What effect does the war have on Tim's acceptance of his religion?
When the story begins, Tim frequently berates himself for actions such as daydreaming or lying, actions that he considers sinful. He notes in church that God can punish anyone he wants to punish, and for this reason Tim fears that God will punish Sam by letting him die in the war. As the story progresses, Tim's worries about God lessen and he begins to worry more about practical matters like the mechanics of the tavern, or how to escape the cow-boys. This practicality is shown clearly right after Sam has been taken away as a cattle thief, when Mother wants to pray and Tim simply wants to collect the dead cow before someone else takes it away. At Sam's death, Tim tries to pray, but is unable to, and the idea of prayer falls out of his mind when he sees his brother drawn up the hill and shot. Once the urgency of the war has ended and time has passed, Tim looks back on his life and speaks of the happiness he has been granted "with work and God's will," a sentiment that suggests he has regained his religious conviction. However, he says it with a subtle deliberation of phrase, as if to suggest that he decided to practice religion but did not have much use for it after its uselessness in the war. The ending leaves us to wonder whether Tim believes that God has given him, but not Sam, a good long life, or whether he believes that he and Sam simply created their own endings.
Thematically speaking, is there a reason why Sam has to die and Tim has to live?
In terms of the novel's project, it is necessary that Sam become one of the war's victims in order to show that the war can swallow up even its most dashing and bold participants for the most inane reasons. Sam's death also shows the futility of glory. We assume that Sam fought with valor and strength, but we see that he dies in the least glorious way possible. Tim, the admirer and onlooker, has assumed the role of recorder of facts and impressions, and must act in relatively safe ways in order to provide a foil for the more extreme hero, Sam. Like Ishmael in Moby Dick, or Nick in The Great Gatsby, the narrator lives on the outskirts of the action and lets the hero take center stage.
What is Tim's ultimate take on the war? Does he ever decide which side has his loyalty?

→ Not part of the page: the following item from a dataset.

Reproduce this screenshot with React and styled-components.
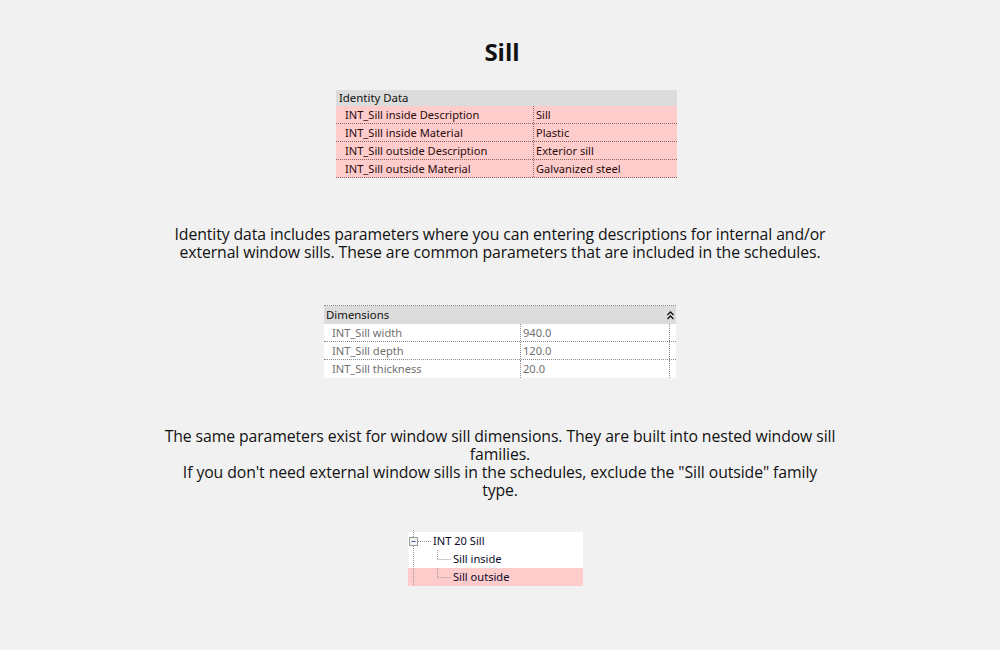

By the moment of Sam's death and the end of the story, it seems that the British side has offended Tim the least. Although Tim vomits as he watches them lop off Ned's head and take away Jerry, his run-ins with the Rebel army affect him in the most profound ways, since they take away his father and his brother. By the end of the novel, Tim has ceased to expect anything from either army and he draws into himself, realizing that both sides will commit crimes of hatred and desperation in order to gain on the other. When we see Tim at age sixty-four, he feels pride at living in a free country, but he also seems to value the quiet life he lived in prewar America. In a way, independence has affected Tim very little, other than having taken away so many of his loved ones. Tim is perhaps not loyal to either the British or the Americans; rather, he is deeply loyal to safety and tradition, and to Sam. His only political conviction is the hope for peaceful isolation.